The Educational Testing Service’s Electronic Essay Rater (e-rater) is a sophisticated "Hybrid Feature Technology" that uses syntactic variety, discourse structure (like PEG) and content analysis (like LSA). To measure syntactic variety, e-rater counts the number of complement, subordinate, infinitive, relative clause and occurrences of modal verbs (would, could) to calculate ratios of these syntactic features per sentence and per essay. For structure analysis, e-rater uses 60 different features, similar to PEG’s proxes. Two indices are created to evaluate the similarity of the target essay’s content to the content of calibrated essays. As described by Burstein, et.al (1998), in their EssayContent analysis module, the vocabulary of each score category is converted to a single vector whose elements represent the total frequency of each word in the training essays for that holistic score category. The system computes correlations between the vector for a given test essay and the vectors representing the trained categories. The score that is most similar to the test essay is assigned as the evaluation of its content.

E-rater’s ArgContent analysis module is based on the inverse document frequency, like LSA. The word frequency vectors for the score categories are converted to vectors of word weights. The first part of the weight formula represents the prominence of word I in the score category, and the second part is the log of the word's inverse document frequency. For each argument in the test essay, a vector of word weights is also constructed and correlated. Like PEG, the analyzed features are then regressed to build a model that predict human grader’s scores.
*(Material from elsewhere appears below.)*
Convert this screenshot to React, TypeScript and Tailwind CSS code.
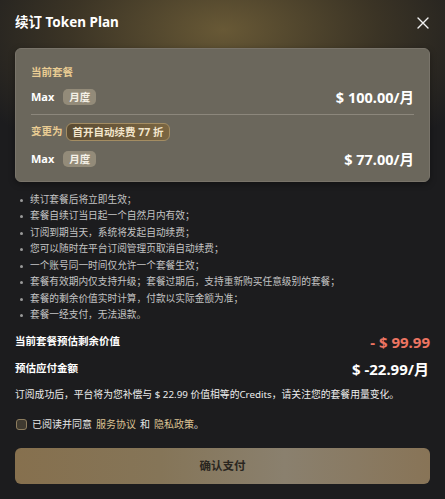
import React from "react";

const font = { fontFamily: '"Noto Sans", "Noto Sans CJK SC", sans-serif' };

const bullets = [
  "续订套餐后将立即生效；",
  "套餐自续订当日起一个自然月内有效；",
  "订阅到期当天，系统将发起自动续费；",
  "您可以随时在平台订阅管理页取消自动续费；",
  "一个账号同一时间仅允许一个套餐生效；",
  "套餐有效期内仅支持升级；套餐过期后，支持重新购买任意级别的套餐；",
  "套餐的剩余价值实时计算，付款以实际金额为准；",
  "套餐一经支付，无法退款。",
];

function Badge() {
  return (
    <span className="ml-[9px] inline-flex h-[16px] w-[33px] items-center justify-center rounded-[5px] bg-[#938b79] text-[10.5px] font-bold leading-none text-[#f4f0e6]">
      月度
    </span>
  );
}

export default function App() {
  return (
    <div
      className="relative h-[499px] w-[445px] overflow-hidden bg-[#1c1c1e] text-white"
      style={font}
    >
      <div className="pointer-events-none absolute left-1/2 top-[-120px] h-[300px] w-[560px] -translate-x-1/2 rounded-full bg-[radial-gradient(closest-side,rgba(108,92,55,0.95),rgba(80,68,42,0.6)_55%,rgba(28,28,30,0)_100%)]" />
      <div className="relative flex flex-col px-[15px]">
        <div className="flex h-[44px] items-center justify-between pt-[1px]">
          <span className="text-[13.5px] font-bold leading-none">续订 Token Plan</span>
          <svg width="12" height="12" viewBox="0 0 12 12" className="mr-[1px]">
            <path d="M1 1L11 11M11 1L1 11" stroke="#f2f2f2" strokeWidth="1.4" strokeLinecap="round" />
          </svg>
        </div>
        <div className="mt-[4px] box-border h-[134px] rounded-[6px] border border-[#79746a] bg-[#6b675c] px-[15px] pt-[15px] shadow-[0_2px_6px_rgba(0,0,0,0.35)]">
          <div className="flex h-[16px] items-center text-[10.5px] font-bold leading-none text-[#e9cc93]">
            当前套餐
          </div>
          <div className="mt-[7px] flex h-[20px] items-center justify-between">
            <div className="flex items-center">
              <span className="text-[11px] font-bold">Max</span>
              <Badge />
            </div>
            <span className="text-[14.5px] font-bold leading-none">$ 100.00/月</span>
          </div>
          <div className="mt-[7px] h-px bg-[#8c877c]" />
          <div className="mt-[8px] flex h-[18px] items-center">
            <span className="text-[10.5px] font-bold text-[#e9cc93]">变更为</span>
            <span className="ml-[3px] inline-flex h-[18px] items-center rounded-[6px] border border-[#a48d62] bg-[linear-gradient(90deg,#5a4b33,#7b6642)] px-[6px] text-[10.5px] font-bold leading-none text-[#f3e6cc]">
              首开自动续费 77 折
            </span>
          </div>
          <div className="mt-[8px] flex h-[20px] items-center justify-between">
            <div className="flex items-center">
              <span className="text-[11px] font-bold">Max</span>
              <Badge />
            </div>
            <span className="text-[14.5px] font-bold leading-none">$ 77.00/月</span>
          </div>
        </div>
        <ul className="mt-[10px] flex flex-col">
          {bullets.map((b) => (
            <li key={b} className="flex h-[16.5px] items-center text-[9.7px] text-[#c4c4c4]">
              <span className="ml-[5px] mr-[7px] h-[3px] w-[3px] shrink-0 rounded-full bg-[#9a9a9a]" />
              {b}
            </li>
          ))}
        </ul>
        <div className="mt-[8px] flex h-[20px] items-center justify-between">
          <span className="text-[10.5px] font-bold">当前套餐预估剩余价值</span>
          <span className="text-[15px] font-bold leading-none text-[#ec7462]">- $ 99.99</span>
        </div>
        <div className="mt-[7px] flex h-[20px] items-center justify-between">
          <span className="text-[10.5px] font-bold">预估应付金额</span>
          <span className="mr-[1px] text-[15px] font-bold leading-none">$ -22.99/月</span>
        </div>
        <div className="mt-[6px] flex h-[20px] items-center whitespace-nowrap text-[9.8px] text-[#ececec]">
          订阅成功后，平台将为您补偿与 $ 22.99 价值相等的Credits，请关注您的套餐用量变化。
        </div>
        <div className="mt-[9px] flex h-[20px] items-center text-[10px]">
          <span className="ml-[1px] mr-[5px] h-[11px] w-[11px] rounded-[3px] border border-[#8c7c5e] bg-[#3f3a30]" />
          <span className="text-[#e6e6e6]">已阅读并同意</span>
          <span className="ml-[4px] text-[#dcc394]">服务协议</span>
          <span className="mx-[4px] text-[#e6e6e6]">和</span>
          <span className="text-[#dcc394]">隐私政策</span>
          <span className="text-[#e6e6e6]">。</span>
        </div>
        <button className="mt-[14px] flex h-[36px] w-full items-center justify-center rounded-[6px] bg-[linear-gradient(90deg,#86704e_0%,#857558_35%,#8a806e_65%,#887457_100%)] text-[11.5px] font-bold text-[#2a261f]">
          确认支付
        </button>
      </div>
    </div>
  );
}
Several studies have reported favorably on PEG, LSA, and e-rater. The programs have returned grades that correlated significantly and meaningfully with human raters. A review of the research on LSA found that its scores typically correlate as well with human raters as the raters do with each other, occasionally correlating less well, but occasionally correlating better (Chung & O’Neil, 1997). Research on PEG consistently reports superior correlations between PEG and human graders relative to correlations between human graders (e. g., Page, Poggio, & Keith, 1997). E-rater was deemed so impressive it is now operational and used to score the General Management Aptitude Test (GMAT).